How Preparation Changes the Flavor
Raw coriander seeds taste mild and slightly bitter, almost underdeveloped. Toasting them in a dry pan for a minute or two changes everything. Heat draws out the essential oils, mellows the bitterness, and pushes the flavor toward a bold citrus nuttiness, like the zest of something between a mandarin orange and a Meyer lemon. Frying the seeds in oil goes further, adding richness and a deeper roasted quality by releasing fat-soluble flavor compounds that dry heat alone doesn’t unlock.
Fresh cilantro leaves behave the opposite way. Heat destroys their volatile aromatic compounds quickly, which is why recipes almost always call for adding cilantro at the very end of cooking or using it as a raw garnish. Dried cilantro is even worse. Unlike dried basil or oregano, which retain much of their character, cilantro loses essentially all of its distinctive flavor when dried. What’s left tastes like generic dried herbs: hay-like, faintly bitter, with barely a trace of the fresh leaf’s brightness. If a recipe calls for fresh cilantro and you only have dried, you’re better off leaving it out entirely.
Ground Coriander in Cooking
Ground coriander seeds are one of the most versatile spices in the world. Their warm, citrusy sweetness pairs naturally with cumin, which shares some of the same earthy warmth but adds a smoky depth. This combination forms the backbone of countless curry blends, Middle Eastern spice mixes, and Latin American marinades. Coriander’s floral, orange-peel quality also makes it a surprisingly good match for baked goods, chocolate, and fruit desserts.
Because the flavor is subtle compared to spices like cumin or chili, ground coriander works best when used generously. A pinch won’t register. It functions more as a background note that rounds out and brightens a dish rather than announcing itself as a dominant flavor. Toasting whole seeds and grinding them fresh produces noticeably more aroma than pre-ground coriander from a jar, since the essential oils begin to fade once the seed coat is broken.

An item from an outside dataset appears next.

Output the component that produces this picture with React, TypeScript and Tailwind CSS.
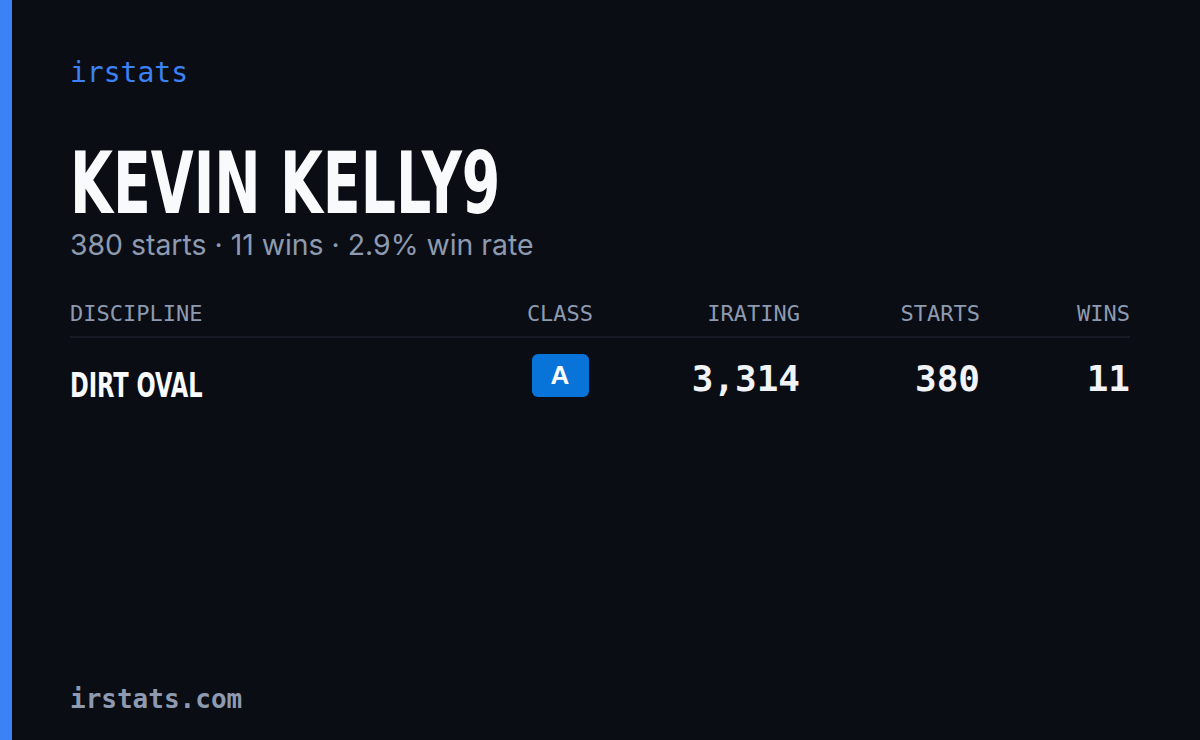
const rows = [
  { discipline: "DIRT OVAL", cls: "A", irating: "3,314", starts: "380", wins: "11" },
];

const mono = "font-['DejaVu_Sans_Mono','Liberation_Mono',monospace]";
const cond = "font-['Liberation_Sans_Narrow','DejaVu_Sans_Condensed','DejaVu_Sans',sans-serif] [font-stretch:condensed]";
const cols = "grid grid-cols-[1fr_120px_180px_180px_150px]";

export default function App() {
  return (
    <div className="flex h-[740px] w-[1200px] bg-[#0a0d14]">
      {/* accent bar */}
      <div className="w-[12px] shrink-0 bg-[#3b82f6]" />

      <div className="flex flex-1 flex-col pl-[58px] pr-[70px]">
        <div className={`${mono} mt-[56px] text-[28px] leading-[34px] font-medium text-[#3b82f6]`}>irstats</div>

        <h1 className={`${cond} mt-[53px] origin-left scale-x-[0.716] whitespace-nowrap text-[86px] leading-[80px] font-bold text-[#f8fafc]`}>
          KEVIN KELLY9
        </h1>
        <p className="mt-[4px] font-['Inter','Noto_Sans',sans-serif] text-[28.4px] leading-[36px] text-[#8d9ab0]">
          380 starts · 11 wins · 2.9% win rate
        </p>

        {/* table */}
        <div className="mt-[39px]">
          <div className={`${mono} ${cols} border-b-2 border-[#161a24] pb-[10px] text-[22px] leading-[24px] font-medium text-[#8d9ab0]`}>
            <div>DISCIPLINE</div>
            <div className="text-center">CLASS</div>
            <div className="text-right">IRATING</div>
            <div className="text-right">STARTS</div>
            <div className="text-right">WINS</div>
          </div>
          {rows.map((r) => (
            <div key={r.discipline} className={`${cols} items-start pt-[16px]`}>
              <div className={`${cond} origin-left scale-x-[0.737] whitespace-nowrap pt-[10px] text-[34px] leading-[43px] font-bold text-[#f8fafc]`}>
                {r.discipline}
              </div>
              <div className="flex justify-center">
                <span className="flex h-[43px] w-[57px] items-center justify-center rounded-[6px] bg-[#0873d9] font-['Liberation_Sans',sans-serif] text-[26px] font-bold text-white">
                  {r.cls}
                </span>
              </div>
              <div className={`${mono} pt-[3px] text-right text-[36px] leading-[43px] font-semibold text-[#f1f3f7]`}>{r.irating}</div>
              <div className={`${mono} pt-[3px] text-right text-[36px] leading-[43px] font-semibold text-[#f1f3f7]`}>{r.starts}</div>
              <div className={`${mono} pt-[3px] text-right text-[36px] leading-[43px] font-semibold text-[#f1f3f7]`}>{r.wins}</div>
            </div>
          ))}
        </div>

        <div className={`${mono} mt-auto mb-[25px] text-[26px] leading-[32px] font-semibold text-[#8d9ab0]`}>irstats.com</div>
      </div>
    </div>
  );
}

Vietnamese Coriander: A Different Plant Entirely
If you’ve encountered “Vietnamese coriander” at a Southeast Asian restaurant, that’s a completely different species. It’s more pungent and peppery than standard cilantro, with a musky heat and none of the bright citrus character. It holds up to cooking better than cilantro does, which is why it appears in hot soups and stir-fries. Despite the shared name, the two plants aren’t closely related and aren’t interchangeable in recipes.